■ EXTRACTED MATERIAL:
* begin *

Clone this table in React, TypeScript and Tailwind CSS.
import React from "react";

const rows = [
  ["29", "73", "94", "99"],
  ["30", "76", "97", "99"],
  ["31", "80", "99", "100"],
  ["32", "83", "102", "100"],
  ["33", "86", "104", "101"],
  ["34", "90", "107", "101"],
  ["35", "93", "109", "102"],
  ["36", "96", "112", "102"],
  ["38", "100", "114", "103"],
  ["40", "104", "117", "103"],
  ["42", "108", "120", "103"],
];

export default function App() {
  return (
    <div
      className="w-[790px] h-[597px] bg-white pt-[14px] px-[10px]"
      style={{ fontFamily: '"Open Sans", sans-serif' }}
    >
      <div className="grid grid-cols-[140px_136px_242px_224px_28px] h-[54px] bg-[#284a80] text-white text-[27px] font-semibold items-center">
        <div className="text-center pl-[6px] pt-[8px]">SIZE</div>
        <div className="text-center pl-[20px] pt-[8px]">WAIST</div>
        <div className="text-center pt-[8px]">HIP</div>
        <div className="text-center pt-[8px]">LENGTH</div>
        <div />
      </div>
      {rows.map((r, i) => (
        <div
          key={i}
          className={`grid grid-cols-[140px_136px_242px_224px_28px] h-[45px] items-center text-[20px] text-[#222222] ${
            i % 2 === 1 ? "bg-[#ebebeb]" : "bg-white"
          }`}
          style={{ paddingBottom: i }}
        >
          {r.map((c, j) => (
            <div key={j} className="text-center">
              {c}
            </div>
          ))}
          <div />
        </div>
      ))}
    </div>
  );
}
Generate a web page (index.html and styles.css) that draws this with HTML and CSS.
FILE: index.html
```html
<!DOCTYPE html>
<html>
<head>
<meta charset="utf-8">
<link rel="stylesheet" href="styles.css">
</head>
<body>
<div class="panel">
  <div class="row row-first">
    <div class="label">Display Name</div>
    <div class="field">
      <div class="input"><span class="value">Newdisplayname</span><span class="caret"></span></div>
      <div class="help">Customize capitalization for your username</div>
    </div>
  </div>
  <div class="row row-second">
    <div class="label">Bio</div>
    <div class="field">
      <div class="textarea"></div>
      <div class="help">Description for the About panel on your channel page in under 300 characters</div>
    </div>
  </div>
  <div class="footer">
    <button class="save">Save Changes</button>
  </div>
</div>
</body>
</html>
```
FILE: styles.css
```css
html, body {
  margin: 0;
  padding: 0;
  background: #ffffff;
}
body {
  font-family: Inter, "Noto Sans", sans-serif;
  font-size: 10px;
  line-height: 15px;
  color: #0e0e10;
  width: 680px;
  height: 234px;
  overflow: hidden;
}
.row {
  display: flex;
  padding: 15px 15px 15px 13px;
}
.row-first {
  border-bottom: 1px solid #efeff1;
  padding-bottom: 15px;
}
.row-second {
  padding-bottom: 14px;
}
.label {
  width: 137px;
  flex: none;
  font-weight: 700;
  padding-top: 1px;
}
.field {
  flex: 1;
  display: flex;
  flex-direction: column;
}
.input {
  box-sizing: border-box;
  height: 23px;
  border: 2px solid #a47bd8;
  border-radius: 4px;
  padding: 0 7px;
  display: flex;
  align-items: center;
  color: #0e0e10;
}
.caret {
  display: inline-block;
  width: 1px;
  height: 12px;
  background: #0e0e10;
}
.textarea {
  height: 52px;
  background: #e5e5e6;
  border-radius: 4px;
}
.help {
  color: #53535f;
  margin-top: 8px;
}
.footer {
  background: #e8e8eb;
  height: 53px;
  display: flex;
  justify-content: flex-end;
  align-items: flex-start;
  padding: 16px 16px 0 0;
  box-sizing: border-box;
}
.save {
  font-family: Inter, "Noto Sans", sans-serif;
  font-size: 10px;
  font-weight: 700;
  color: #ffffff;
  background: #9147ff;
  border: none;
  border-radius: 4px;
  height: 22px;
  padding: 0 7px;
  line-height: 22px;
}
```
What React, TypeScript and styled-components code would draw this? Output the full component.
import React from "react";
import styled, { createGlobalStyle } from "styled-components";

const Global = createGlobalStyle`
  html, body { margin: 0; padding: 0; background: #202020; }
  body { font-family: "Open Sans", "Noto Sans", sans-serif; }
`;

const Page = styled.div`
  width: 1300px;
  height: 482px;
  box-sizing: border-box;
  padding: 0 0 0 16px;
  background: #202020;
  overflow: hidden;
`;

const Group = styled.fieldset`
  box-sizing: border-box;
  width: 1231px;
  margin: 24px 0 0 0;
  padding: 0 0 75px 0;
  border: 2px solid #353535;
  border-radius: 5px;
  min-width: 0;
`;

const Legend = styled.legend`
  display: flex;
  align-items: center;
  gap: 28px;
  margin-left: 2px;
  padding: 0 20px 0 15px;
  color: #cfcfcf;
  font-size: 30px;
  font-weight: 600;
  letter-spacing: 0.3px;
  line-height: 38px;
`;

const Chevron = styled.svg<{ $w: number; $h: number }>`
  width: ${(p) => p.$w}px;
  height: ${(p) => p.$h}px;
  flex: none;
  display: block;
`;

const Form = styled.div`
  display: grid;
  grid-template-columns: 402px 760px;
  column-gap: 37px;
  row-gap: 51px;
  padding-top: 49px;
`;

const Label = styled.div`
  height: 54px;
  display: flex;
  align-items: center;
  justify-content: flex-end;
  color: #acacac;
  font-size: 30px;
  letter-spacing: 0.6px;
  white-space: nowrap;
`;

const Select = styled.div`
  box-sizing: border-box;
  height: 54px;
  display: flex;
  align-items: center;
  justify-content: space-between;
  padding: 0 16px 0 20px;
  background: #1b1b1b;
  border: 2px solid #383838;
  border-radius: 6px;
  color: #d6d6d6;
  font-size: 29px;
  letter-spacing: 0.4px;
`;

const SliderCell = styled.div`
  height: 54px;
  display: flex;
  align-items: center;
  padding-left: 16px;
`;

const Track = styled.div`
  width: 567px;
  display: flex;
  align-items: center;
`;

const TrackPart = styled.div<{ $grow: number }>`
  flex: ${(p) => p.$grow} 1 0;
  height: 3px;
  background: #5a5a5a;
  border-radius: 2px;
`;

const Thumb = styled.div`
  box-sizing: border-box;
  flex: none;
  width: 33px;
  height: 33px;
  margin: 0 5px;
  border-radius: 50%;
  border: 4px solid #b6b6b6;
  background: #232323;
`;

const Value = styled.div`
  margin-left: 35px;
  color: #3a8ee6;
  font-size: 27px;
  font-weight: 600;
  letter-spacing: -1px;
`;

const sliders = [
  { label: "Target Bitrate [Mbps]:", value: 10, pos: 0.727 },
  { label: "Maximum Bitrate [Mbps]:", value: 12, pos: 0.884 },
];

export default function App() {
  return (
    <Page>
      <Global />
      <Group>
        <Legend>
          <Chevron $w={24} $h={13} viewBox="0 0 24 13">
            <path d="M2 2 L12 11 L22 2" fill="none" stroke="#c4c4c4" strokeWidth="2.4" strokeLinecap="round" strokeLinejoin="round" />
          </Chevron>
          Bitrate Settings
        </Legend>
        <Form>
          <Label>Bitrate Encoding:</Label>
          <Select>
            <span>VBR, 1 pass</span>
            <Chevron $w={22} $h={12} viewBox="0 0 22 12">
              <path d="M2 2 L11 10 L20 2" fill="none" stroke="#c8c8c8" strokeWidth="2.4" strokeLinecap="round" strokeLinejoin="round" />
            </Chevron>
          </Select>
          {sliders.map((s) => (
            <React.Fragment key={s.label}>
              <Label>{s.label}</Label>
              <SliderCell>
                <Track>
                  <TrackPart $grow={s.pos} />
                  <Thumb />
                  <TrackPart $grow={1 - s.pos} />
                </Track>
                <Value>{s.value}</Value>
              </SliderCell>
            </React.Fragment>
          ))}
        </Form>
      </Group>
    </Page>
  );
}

* end *

■ DO THIS: Return each entry from the material above exactly as it appears.

■ EXERCISE RESPONSE:
Clone this table in React, TypeScript and Tailwind CSS.
import React from "react";

const rows = [
  ["29", "73", "94", "99"],
  ["30", "76", "97", "99"],
  ["31", "80", "99", "100"],
  ["32", "83", "102", "100"],
  ["33", "86", "104", "101"],
  ["34", "90", "107", "101"],
  ["35", "93", "109", "102"],
  ["36", "96", "112", "102"],
  ["38", "100", "114", "103"],
  ["40", "104", "117", "103"],
  ["42", "108", "120", "103"],
];

export default function App() {
  return (
    <div
      className="w-[790px] h-[597px] bg-white pt-[14px] px-[10px]"
      style={{ fontFamily: '"Open Sans", sans-serif' }}
    >
      <div className="grid grid-cols-[140px_136px_242px_224px_28px] h-[54px] bg-[#284a80] text-white text-[27px] font-semibold items-center">
        <div className="text-center pl-[6px] pt-[8px]">SIZE</div>
        <div className="text-center pl-[20px] pt-[8px]">WAIST</div>
        <div className="text-center pt-[8px]">HIP</div>
        <div className="text-center pt-[8px]">LENGTH</div>
        <div />
      </div>
      {rows.map((r, i) => (
        <div
          key={i}
          className={`grid grid-cols-[140px_136px_242px_224px_28px] h-[45px] items-center text-[20px] text-[#222222] ${
            i % 2 === 1 ? "bg-[#ebebeb]" : "bg-white"
          }`}
          style={{ paddingBottom: i }}
        >
          {r.map((c, j) => (
            <div key={j} className="text-center">
              {c}
            </div>
          ))}
          <div />
        </div>
      ))}
    </div>
  );
}
Generate a web page (index.html and styles.css) that draws this with HTML and CSS.
FILE: index.html
```html
<!DOCTYPE html>
<html>
<head>
<meta charset="utf-8">
<link rel="stylesheet" href="styles.css">
</head>
<body>
<div class="panel">
  <div class="row row-first">
    <div class="label">Display Name</div>
    <div class="field">
      <div class="input"><span class="value">Newdisplayname</span><span class="caret"></span></div>
      <div class="help">Customize capitalization for your username</div>
    </div>
  </div>
  <div class="row row-second">
    <div class="label">Bio</div>
    <div class="field">
      <div class="textarea"></div>
      <div class="help">Description for the About panel on your channel page in under 300 characters</div>
    </div>
  </div>
  <div class="footer">
    <button class="save">Save Changes</button>
  </div>
</div>
</body>
</html>
```
FILE: styles.css
```css
html, body {
  margin: 0;
  padding: 0;
  background: #ffffff;
}
body {
  font-family: Inter, "Noto Sans", sans-serif;
  font-size: 10px;
  line-height: 15px;
  color: #0e0e10;
  width: 680px;
  height: 234px;
  overflow: hidden;
}
.row {
  display: flex;
  padding: 15px 15px 15px 13px;
}
.row-first {
  border-bottom: 1px solid #efeff1;
  padding-bottom: 15px;
}
.row-second {
  padding-bottom: 14px;
}
.label {
  width: 137px;
  flex: none;
  font-weight: 700;
  padding-top: 1px;
}
.field {
  flex: 1;
  display: flex;
  flex-direction: column;
}
.input {
  box-sizing: border-box;
  height: 23px;
  border: 2px solid #a47bd8;
  border-radius: 4px;
  padding: 0 7px;
  display: flex;
  align-items: center;
  color: #0e0e10;
}
.caret {
  display: inline-block;
  width: 1px;
  height: 12px;
  background: #0e0e10;
}
.textarea {
  height: 52px;
  background: #e5e5e6;
  border-radius: 4px;
}
.help {
  color: #53535f;
  margin-top: 8px;
}
.footer {
  background: #e8e8eb;
  height: 53px;
  display: flex;
  justify-content: flex-end;
  align-items: flex-start;
  padding: 16px 16px 0 0;
  box-sizing: border-box;
}
.save {
  font-family: Inter, "Noto Sans", sans-serif;
  font-size: 10px;
  font-weight: 700;
  color: #ffffff;
  background: #9147ff;
  border: none;
  border-radius: 4px;
  height: 22px;
  padding: 0 7px;
  line-height: 22px;
}
```
What React, TypeScript and styled-components code would draw this? Output the full component.
import React from "react";
import styled, { createGlobalStyle } from "styled-components";

const Global = createGlobalStyle`
  html, body { margin: 0; padding: 0; background: #202020; }
  body { font-family: "Open Sans", "Noto Sans", sans-serif; }
`;

const Page = styled.div`
  width: 1300px;
  height: 482px;
  box-sizing: border-box;
  padding: 0 0 0 16px;
  background: #202020;
  overflow: hidden;
`;

const Group = styled.fieldset`
  box-sizing: border-box;
  width: 1231px;
  margin: 24px 0 0 0;
  padding: 0 0 75px 0;
  border: 2px solid #353535;
  border-radius: 5px;
  min-width: 0;
`;

const Legend = styled.legend`
  display: flex;
  align-items: center;
  gap: 28px;
  margin-left: 2px;
  padding: 0 20px 0 15px;
  color: #cfcfcf;
  font-size: 30px;
  font-weight: 600;
  letter-spacing: 0.3px;
  line-height: 38px;
`;

const Chevron = styled.svg<{ $w: number; $h: number }>`
  width: ${(p) => p.$w}px;
  height: ${(p) => p.$h}px;
  flex: none;
  display: block;
`;

const Form = styled.div`
  display: grid;
  grid-template-columns: 402px 760px;
  column-gap: 37px;
  row-gap: 51px;
  padding-top: 49px;
`;

const Label = styled.div`
  height: 54px;
  display: flex;
  align-items: center;
  justify-content: flex-end;
  color: #acacac;
  font-size: 30px;
  letter-spacing: 0.6px;
  white-space: nowrap;
`;

const Select = styled.div`
  box-sizing: border-box;
  height: 54px;
  display: flex;
  align-items: center;
  justify-content: space-between;
  padding: 0 16px 0 20px;
  background: #1b1b1b;
  border: 2px solid #383838;
  border-radius: 6px;
  color: #d6d6d6;
  font-size: 29px;
  letter-spacing: 0.4px;
`;

const SliderCell = styled.div`
  height: 54px;
  display: flex;
  align-items: center;
  padding-left: 16px;
`;

const Track = styled.div`
  width: 567px;
  display: flex;
  align-items: center;
`;

const TrackPart = styled.div<{ $grow: number }>`
  flex: ${(p) => p.$grow} 1 0;
  height: 3px;
  background: #5a5a5a;
  border-radius: 2px;
`;

const Thumb = styled.div`
  box-sizing: border-box;
  flex: none;
  width: 33px;
  height: 33px;
  margin: 0 5px;
  border-radius: 50%;
  border: 4px solid #b6b6b6;
  background: #232323;
`;

const Value = styled.div`
  margin-left: 35px;
  color: #3a8ee6;
  font-size: 27px;
  font-weight: 600;
  letter-spacing: -1px;
`;

const sliders = [
  { label: "Target Bitrate [Mbps]:", value: 10, pos: 0.727 },
  { label: "Maximum Bitrate [Mbps]:", value: 12, pos: 0.884 },
];

export default function App() {
  return (
    <Page>
      <Global />
      <Group>
        <Legend>
          <Chevron $w={24} $h={13} viewBox="0 0 24 13">
            <path d="M2 2 L12 11 L22 2" fill="none" stroke="#c4c4c4" strokeWidth="2.4" strokeLinecap="round" strokeLinejoin="round" />
          </Chevron>
          Bitrate Settings
        </Legend>
        <Form>
          <Label>Bitrate Encoding:</Label>
          <Select>
            <span>VBR, 1 pass</span>
            <Chevron $w={22} $h={12} viewBox="0 0 22 12">
              <path d="M2 2 L11 10 L20 2" fill="none" stroke="#c8c8c8" strokeWidth="2.4" strokeLinecap="round" strokeLinejoin="round" />
            </Chevron>
          </Select>
          {sliders.map((s) => (
            <React.Fragment key={s.label}>
              <Label>{s.label}</Label>
              <SliderCell>
                <Track>
                  <TrackPart $grow={s.pos} />
                  <Thumb />
                  <TrackPart $grow={1 - s.pos} />
                </Track>
                <Value>{s.value}</Value>
              </SliderCell>
            </React.Fragment>
          ))}
        </Form>
      </Group>
    </Page>
  );
}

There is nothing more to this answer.